Each year as Black History Month approaches, I begin to think about what it means to be a black woman in a society that has thrown dirt on our name yet “mock” and “imitate” our culture. The distinct features that we are blessed with have been made fun of, disrespected, and more-so neglected but now they are praised, worshiped, and idolized by people from the outside looking in. Now they want to be in the skin we’re in but before we could not even get them to see within the pain we have faced with this chocolate skin. Each morning as I wake, I take a look in the mirror and acknowledge the uniqueness of me. I remind myself every morning that my beauty is not only a gift to me but also a gift to the world because I used to be that little brown girl who did not know how she fit in this world. As a little girl, I was reminded every day that I looked different, whether it be because of my complexion, my curvaceous body, or the fullness of my lips; people made sure I knew I was an outsider.

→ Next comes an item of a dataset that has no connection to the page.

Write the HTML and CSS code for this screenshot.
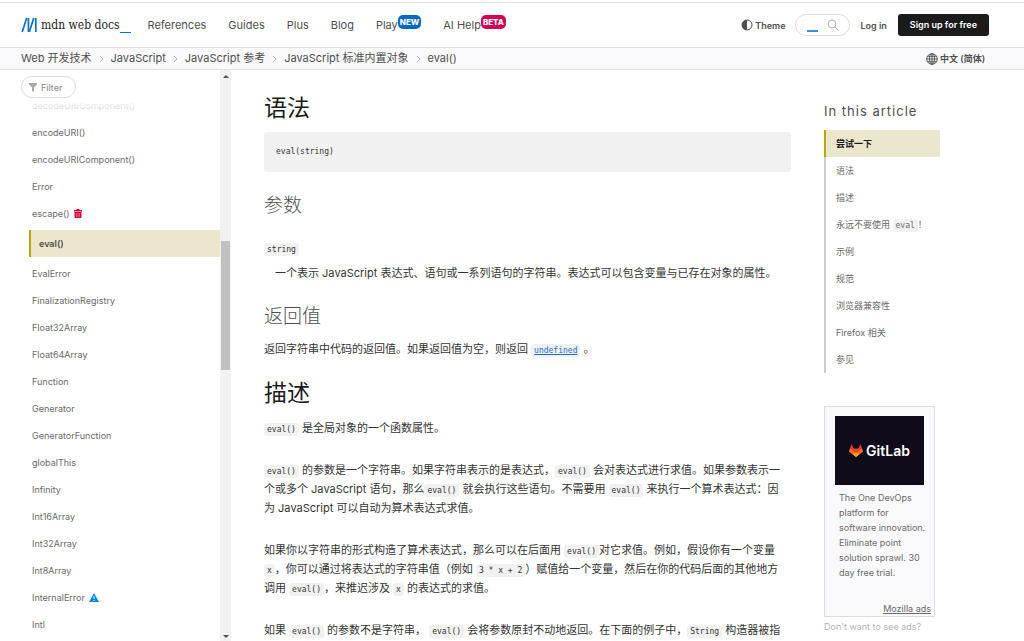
FILE: index.html
```html
<!DOCTYPE html>
<html lang="zh-CN">
<head>
<meta charset="utf-8">
<title>eval() - JavaScript | MDN</title>
<link rel="stylesheet" href="styles.css">
</head>
<body>
<header class="top">
  <a class="logo" href="#">
    <svg class="logo-mark" viewBox="0 0 17 16" aria-hidden="true"><g stroke="#0a6fd0" stroke-width="1.700" fill="none"><path d="M1.200 15 5.700 1M8.300 15 12.800 1"/><path d="M7.400 1v14M14.800 1v14"/></g></svg>
    <span class="logo-text">mdn web docs</span><span class="logo-bar"></span>
  </a>
  <nav class="nav">
    <a href="#">References</a>
    <a href="#">Guides</a>
    <a href="#">Plus</a>
    <a href="#">Blog</a>
    <a href="#">Play<span class="badge badge-new">NEW</span></a>
    <a href="#">AI Help<span class="badge badge-beta">BETA</span></a>
  </nav>
  <div class="tools">
    <button class="theme" type="button"><svg viewBox="0 0 12 12" aria-hidden="true"><circle cx="6" cy="6" r="5" fill="none" stroke="#4e4e4e"/><path d="M6 1a5 5 0 0 0 0 10z" fill="#4e4e4e"/></svg>Theme</button>
    <div class="search">
      <input type="text" aria-label="Search">
      <span class="search-caret"></span>
      <svg viewBox="0 0 12 12" aria-hidden="true"><circle cx="5" cy="5" r="4" fill="none" stroke="#b3b3b3"/><path d="m8 8 3.500 3.500" stroke="#b3b3b3"/></svg>
    </div>
    <a class="login" href="#">Log in</a>
    <a class="signup" href="#">Sign up for free</a>
  </div>
</header>
<div class="crumbs">
  <nav class="trail">
    <a href="#">Web 开发技术</a><svg viewBox="0 0 5 8" aria-hidden="true"><path d="m1 1 3 3-3 3"/></svg>
    <a href="#">JavaScript</a><svg viewBox="0 0 5 8" aria-hidden="true"><path d="m1 1 3 3-3 3"/></svg>
    <a href="#">JavaScript 参考</a><svg viewBox="0 0 5 8" aria-hidden="true"><path d="m1 1 3 3-3 3"/></svg>
    <a href="#">JavaScript 标准内置对象</a><svg viewBox="0 0 5 8" aria-hidden="true"><path d="m1 1 3 3-3 3"/></svg>
    <a href="#">eval()</a>
  </nav>
  <button class="lang" type="button"><svg viewBox="0 0 12 12" aria-hidden="true"><g fill="none" stroke="#4e4e4e" stroke-width=".9"><circle cx="6" cy="6" r="5.300"/><ellipse cx="6" cy="6" rx="2.500" ry="5.300"/><path d="M6 .7v10.600M.7 6h10.600M1.500 3.300h9M1.500 8.700h9"/></g></svg>中文 (简体)</button>
</div>
<div class="layout">
  <aside class="sidebar">
    <div class="filter-bar">
      <button class="filter" type="button"><svg viewBox="0 0 8 9" aria-hidden="true"><path d="M0 0h8v1.500L5 4.500V9L3 8V4.500L0 1.500z" fill="#aaa"/></svg>Filter</button>
    </div>
    <ul class="items">
      <li><a href="#">decodeURIComponent()</a></li>
      <li><a href="#">encodeURI()</a></li>
      <li><a href="#">encodeURIComponent()</a></li>
      <li><a href="#">Error</a></li>
      <li><a href="#">escape()</a><svg class="trash" viewBox="0 0 8 9" aria-hidden="true"><path d="M0 1h2.500V0h3v1H8v1.500H0zM.5 3h7v5q0 1-1 1h-5q-1 0-1-1z" fill="#d30038"/><path d="M2.500 4v4M4 4v4M5.500 4v4" stroke="#f08ba5" stroke-width=".6"/></svg></li>
      <li class="current"><a href="#" aria-current="page">eval()</a></li>
      <li><a href="#">EvalError</a></li>
      <li><a href="#">FinalizationRegistry</a></li>
      <li><a href="#">Float32Array</a></li>
      <li><a href="#">Float64Array</a></li>
      <li><a href="#">Function</a></li>
      <li><a href="#">Generator</a></li>
      <li><a href="#">GeneratorFunction</a></li>
      <li><a href="#">globalThis</a></li>
      <li><a href="#">Infinity</a></li>
      <li><a href="#">Int16Array</a></li>
      <li><a href="#">Int32Array</a></li>
      <li><a href="#">Int8Array</a></li>
      <li><a href="#">InternalError</a><svg class="warn" viewBox="0 0 10 9" aria-hidden="true"><path d="M5 0l5 9H0z" fill="#0085f2"/><path d="M5 3v3M5 7v1" stroke="#fff"/></svg></li>
      <li><a href="#">Intl</a></li>
    </ul>
    <div class="scroll" aria-hidden="true"><span class="arrow-up"></span><span class="thumb"></span><span class="arrow-down"></span></div>
  </aside>
  <main class="article">
    <h2>语法</h2>
    <pre>eval(string)</pre>
    <h3>参数</h3>
    <dl>
      <dt><code>string</code></dt>
      <dd>一个表示 JavaScript 表达式、语句或一系列语句的字符串。表达式可以包含变量与已存在对象的属性。</dd>
    </dl>
    <h3>返回值</h3>
    <p>返回字符串中代码的返回值。如果返回值为空，则返回 <a href="#"><code>undefined</code></a> 。</p>
    <h2>描述</h2>
    <p><code>eval()</code> 是全局对象的一个函数属性。</p>
    <p><code>eval()</code> 的参数是一个字符串。如果字符串表示的是表达式，<code>eval()</code> 会对表达式进行求值。如果参数表示一个或多个 JavaScript 语句，那么<code>eval()</code> 就会执行这些语句。不需要用 <code>eval()</code> 来执行一个算术表达式：因为 JavaScript 可以自动为算术表达式求值。</p>
    <p>如果你以字符串的形式构造了算术表达式，那么可以在后面用 <code>eval()</code>对它求值。例如，假设你有一个变量 <code>x</code>，你可以通过将表达式的字符串值（例如 <code>3 * x + 2</code>）赋值给一个变量，然后在你的代码后面的其他地方调用 <code>eval()</code>，来推迟涉及 <code>x</code> 的表达式的求值。</p>
    <p>如果 <code>eval()</code> 的参数不是字符串， <code>eval()</code> 会将参数原封不动地返回。在下面的例子中，<code>String</code> 构造器被指</p>
  </main>
  <aside class="side">
    <h2 class="toc-title">In this article</h2>
    <ul class="toc">
      <li class="active"><a href="#">尝试一下</a></li>
      <li><a href="#">语法</a></li>
      <li><a href="#">描述</a></li>
      <li><a href="#">永远不要使用 <code>eval</code>！</a></li>
      <li><a href="#">示例</a></li>
      <li><a href="#">规范</a></li>
      <li><a href="#">浏览器兼容性</a></li>
      <li><a href="#">Firefox 相关</a></li>
      <li><a href="#">参见</a></li>
    </ul>
    <section class="ad">
      <div class="ad-art"><svg viewBox="0 0 14 13" aria-hidden="true"><path d="M2.500 0 4.500 4.500h5L11.500 0 14 7.500 7 13 0 7.500z" fill="#e24329"/><path d="M0 7.500 1 5l6 4 6-4 1 2.500L7 13z" fill="#fc6d26"/><path d="M4 10.500 7 8.500l3 2L7 13z" fill="#fca326"/></svg>GitLab</div>
      <p>The One DevOps platform for software innovation. Eliminate point solution sprawl. 30 day free trial.</p>
      <a class="ad-link" href="#">Mozilla ads</a>
    </section>
    <a class="no-ads" href="#">Don't want to see ads?</a>
  </aside>
</div>
</body>
</html>
```
FILE: styles.css
```css
* { box-sizing: border-box; }
body {
  margin: 0;
  height: 100vh;
  display: flex;
  flex-direction: column;
  overflow: hidden;
  background: #fff;
  color: #333;
  font: 11px/19px Inter, "Noto Sans CJK SC", sans-serif;
}
a { color: inherit; text-decoration: none; }
button { border: 0; padding: 0; background: none; font: inherit; color: inherit; }
ul, dl, dd, p, h2, h3, pre { margin: 0; padding: 0; }
ul { list-style: none; }

.top {
  display: flex;
  align-items: center;
  flex: none;
  height: 46px;
  margin-top: 2px;
  padding: 0 35px 0 21px;
  border-top: 1px solid #dcdcdc;
  border-bottom: 1px solid #dcdcdc;
}
.logo { display: flex; align-items: center; margin-right: 16px; }
.logo-mark { width: 17px; height: 16px; margin-right: 3px; }
.logo-text { font: 12px/16px "DejaVu Serif Condensed", "DejaVu Serif", serif; color: #1b1b1b; }
.logo-bar { align-self: flex-end; width: 11px; height: 1px; margin-left: 1px; background: #0a6fd0; }
.nav { display: flex; gap: 22px; color: #4e4e4e; }
.nav a { display: flex; }
.badge {
  align-self: flex-start;
  padding: 0 2px;
  border-radius: 5px;
  color: #fff;
  font-size: 8px;
  font-weight: 800;
  line-height: 14px;
  margin-top: -1px;
}
.badge-new { background: #0069c2; }
.badge-beta { background: #d30058; }
.tools { display: flex; align-items: center; margin-left: auto; color: #4e4e4e; font-size: 9px; font-weight: 600; }
.theme { display: flex; align-items: center; gap: 2px; }
.theme svg { width: 12px; height: 12px; }
.search {
  display: flex;
  align-items: center;
  width: 55px;
  height: 22px;
  margin: 0 11px 0 9px;
  padding: 0 10px 0 11px;
  border: 1px solid #dcdcdc;
  border-radius: 11px;
}
.search input { width: 0; height: 16px; padding: 0; border: 0; outline: 0; }
.search-caret { width: 11px; height: 2px; margin: 11px auto 0 0; background: #3a8fdd; }
.search svg { width: 12px; height: 12px; }
.signup { margin-left: 11px; padding: 0 12px; border-radius: 3px; background: #1b1b1b; color: #fff; line-height: 22px; }

.crumbs {
  display: flex;
  align-items: center;
  justify-content: space-between;
  flex: none;
  height: 22px;
  padding: 0 39px 0 21px;
  border-bottom: 1px solid #e0e0e0;
  background: #f9f9fb;
  color: #4e4e4e;
}
.trail { display: flex; align-items: center; gap: 7px; }
.trail svg { width: 5px; height: 8px; fill: none; stroke: #b3b3b3; }
.lang { display: flex; align-items: center; gap: 2px; font-size: 9px; font-weight: 600; }
.lang svg { width: 12px; height: 12px; }

.layout {
  display: grid;
  grid-template-columns: 210px minmax(0, 1fr) 165px;
  gap: 33px;
  flex: 1;
  min-height: 0;
  padding: 0 35px 0 21px;
}
.sidebar { position: relative; display: flex; min-height: 0; font-size: 9px; color: #696969; }
.filter-bar {
  position: absolute;
  inset: 0 11px auto 0;
  height: 50px;
  padding-top: 6px;
  background: linear-gradient(#fff 60%, #fff6);
}
.filter {
  display: flex;
  align-items: center;
  gap: 4px;
  height: 22px;
  padding: 0 13px 0 7px;
  border: 1px solid #dcdcdc;
  border-radius: 11px;
  color: #858585;
}
.filter svg { width: 8px; height: 9px; }
.items { flex: 1; padding: 22px 0 0 8px; overflow: hidden; }
.items li { display: flex; align-items: center; gap: 4px; height: 27px; padding-left: 3px; }
.items .current { margin: 3px 0; padding-left: 8px; border-left: 2px solid #b5a800; background: #ebe7cd; color: #4e4e4e; font-weight: 600; }
.trash { width: 8px; height: 9px; }
.warn { width: 10px; height: 9px; }
.scroll { display: flex; flex-direction: column; align-items: center; flex: none; width: 11px; padding: 5px 0 3px; background: #f1f1f1; }
.arrow-up, .arrow-down { border: 3px solid transparent; }
.arrow-up { border-top: 0; border-bottom-color: #505050; }
.arrow-down { border-bottom: 0; border-top-color: #505050; margin-top: auto; }
.thumb { width: 9px; height: 129px; margin-top: 163px; background: #c1c1c1; }

.article { padding-top: 23px; overflow: hidden; }
.article h2 { color: #1b1b1b; font-size: 23px; font-weight: 400; line-height: 30px; }
.article h3 { margin-top: 21px; color: #4e4e4e; font-size: 19px; font-weight: 300; line-height: 26px; }
pre, code { font-family: "DejaVu Sans Mono", monospace; font-size: 8px; }
pre { padding: 10px 12px; border-radius: 3px; background: #f1f1f1; line-height: 20px; }
.article pre { margin-top: 9px; }
code { padding: 2px 3px; border-radius: 3px; background: #f1f1f1; line-height: 1; }
dl { margin-top: 20px; }
dd { margin-top: 6px; padding-left: 11px; }
.article p { padding-right: 8px; }
.article h3 + p { margin-top: 10px; }
.article p + h2 { margin-top: 19px; }
.article h2 + p { margin-top: 11px; }
.article p + p { margin-top: 23px; }
.article a { color: #1870c8; text-decoration: underline; }
.article a code { color: inherit; }

.side { padding-top: 31px; overflow: hidden; color: #696969; font-size: 9px; }
.toc-title { margin-bottom: 9px; color: #4e4e4e; font-size: 13px; font-weight: 400; line-height: 20px; letter-spacing: 1px; }
.toc { width: 116px; }
.toc li { height: 27px; padding-left: 10px; border-left: 2px solid #cdcdcd; line-height: 27px; white-space: nowrap; }
.toc .active { border-color: #b5a800; background: #ebe7cd; color: #1b1b1b; font-weight: 600; }
.ad { width: 111px; margin-top: 33px; padding: 9px 3px 0 10px; border: 1px solid #dcdcdc; background: #f9f9fb; }
.ad-art {
  display: flex;
  align-items: center;
  justify-content: center;
  gap: 3px;
  height: 69px;
  margin-right: 7px;
  background: #100b1b;
  color: #fff;
  font-size: 14px;
  font-weight: 600;
}
.ad-art svg { width: 14px; height: 13px; }
.ad p { padding: 5px 4px 0 4px; line-height: 15px; }
.ad-link { display: block; margin-top: 21px; line-height: 15px; text-align: right; text-decoration: underline; }
.no-ads { color: #b3b3b3; }
```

The division of color that has continually occurred throughout the years is merely a reflection of someone's own insecurities. Color is simply an “illusion” of status and power when it actually serves as an addition to one’s beauty. Instead of people uplifting each other they belittle one another to the point of no return. The negativity that is forced upon someone leads them to believe that they are nothing more than what they were “bullied” for. I did not always think being a chocolate woman was beautiful because there were days when I would cry in my mother’s arms because I was tormented for my dark skin. Each comment and insult broke me down more and more to the point where I did not want to be chocolate anymore. I figured that being a lighter complexion would make my life easier because that is what society feigned for. As I matured I started to appreciate the skin I was in because I knew I could not continue to live my life worrying about what society accepts. I had to love me for me.
Accepting my beauty as a black woman made me realize that I was unstoppable and powerful. I was proud to be a part of a race that is filled with influential women and prominent men. It’s amazing to see how much my brothers and sisters have to offer to this world. We are a community who continues to flourish despite the turmoil, hate, and disrespect thrown our way because we embrace our blackness and will not apologize for it.